Authorific: machine learning with dictators
Text data is rich with distinctive vocabulary and conceptual signals. These signals can be used to perform predictive text, like classifying raw text into categories.
We should be able to, in theory, analyse a piece of text and make quantitatively-backed up statements such as "this looks like an Adele song", or "seems like something Hitler would write", or "sounds like that one Taylor Swift song with the mercenary ladies".
If we are able to generate meaningful features from the text, then even unstructured, messy text data can be treated as a just another type of input into a machine learning algorithm. Here, we use a dual-pronged deep learning and support vector machine approach to extract concept features and vocabulary from raw text.
We build up the models on the training set, and achieve very high accuracies on the test set (over 95% for the deep neural nets and over 90% accuracy in the case of SVMs). Our 4 overarching categories are: music, literature, Taylor Swift lyrics, and speeches. Within these, we have a number of artists. We have been able to capture the specific style of individual authors (e.g. the writing style of Charles Dickens vs. Dostoevsky).
We are all interested in data science and machine learning, so we decided we wanted to do something in this area. The categories were chosen simply for fun! :)
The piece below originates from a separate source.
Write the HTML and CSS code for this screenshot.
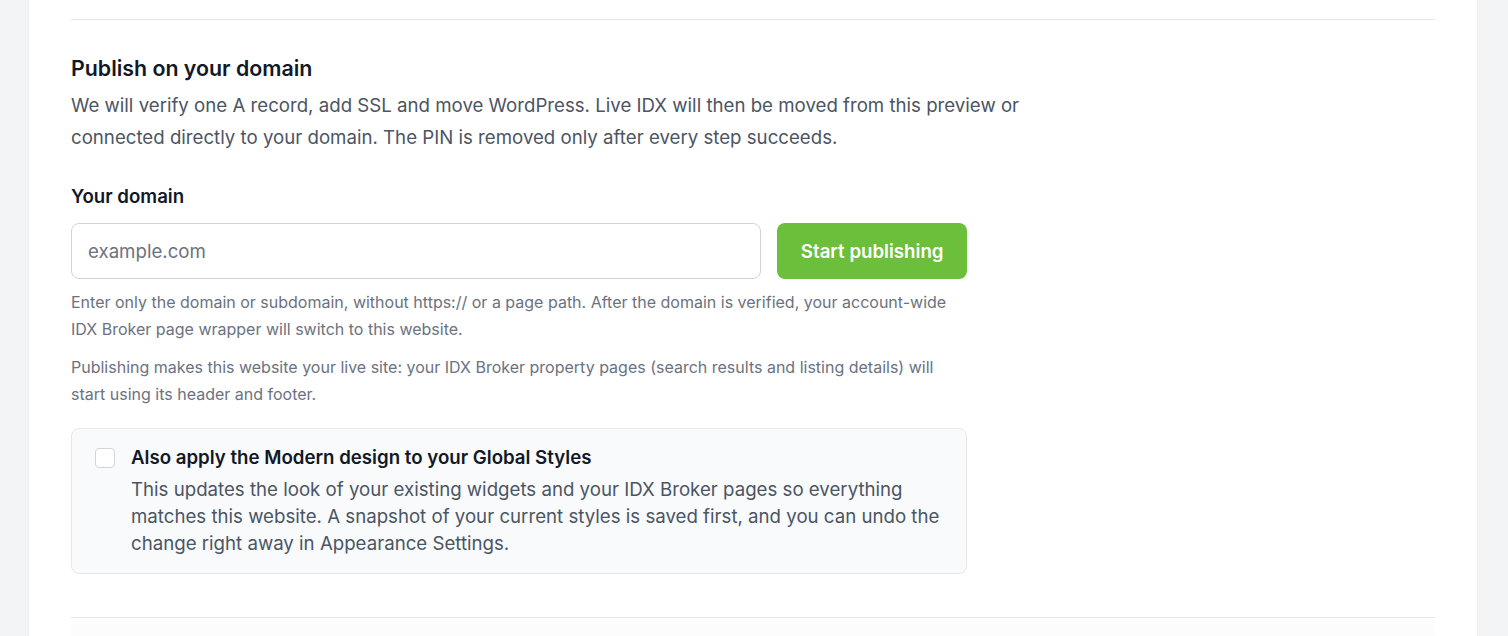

Although we got excellent results on the model, we ran out of time when trying to integrate everything for the web app on Amazon Web Services (we will demo the site on the laptop; link below). A simple version works, but we could not get around to e.g. displaying a picture of the predicted category for input text. This could be improved in the future.
Things we learned
So much! I did a lot more bash scripting than I normally do, and learned a lot about text processing and saving model objects (import pickle, anyone?). Max, in charge of the web app, learned a lot while trying to integrate our trained models with the online interface. Andrey got more practice running deep neural networks, and Alexey did plenty of difficult data processing.